This year’s Anzac Day ceremonies saw the end of firing parties in Cambridge and was the chance to award the man behind them, Merv Balloch, with a Community Service Award.
While the public enjoyed the customary free breakfast of sausage rolls, chips and sandwiches downstairs at the Prince Albert after the Dawn Service, Merv and other guests from council and military gathered upstairs. The first order of business was the award, presented by community board chair Mike Pettit in recognition of Merv’s lengthy contribution to Cambridge.
The D Company 6th Battalion (Hauraki) was the official firing party supplied to Cambridge for many years, with the battalion officially adopted by the Cambridge Borough Council in 1983 – the first regiment to be adopted by a town in New Zealand, Mike told the gathering. When the defence force stopped supplying a firing party to Cambridge in 2003, ex-sergeant Merv and other ex-Hauraki Regiment soldiers volunteered to keep it going.
This year, marking 100 years since the end of WWI, seemed like the right time for the band of volunteers to retire from duty after 15 years of service.
“The town through the Cambridge Community Board wish to acknowledge the contribution you have made and will always be indebted to you,” Mike said, and acknowledged the other participants over the years. Not one to give up, he also jokingly invited Merv to the Anzac Day debrief on May 7, where the challenge of retaining a firing party would be top of the agenda.

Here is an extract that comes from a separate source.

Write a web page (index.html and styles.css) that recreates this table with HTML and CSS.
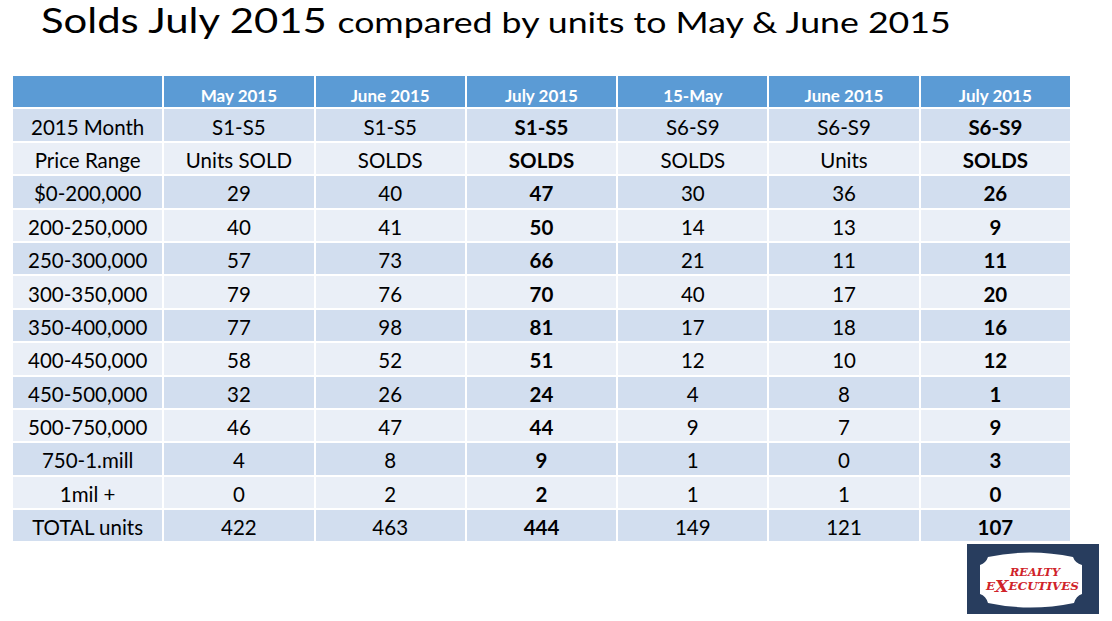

“Merv, we wish to recognise that without you, the driving force, the leader, main organiser, the “glue”, that has allowed our town to have a firing party at the Anzac services,” Mike said.
“The town salutes you.”
Upon receiving his award, Merv was quick to pay tribute to the others who had joined him in the firing party over the years. He also thanked the New Zealand Police, without who’s help the gunshots in a public place would not have been possible.
“I am humbled by it (the award),” he concluded.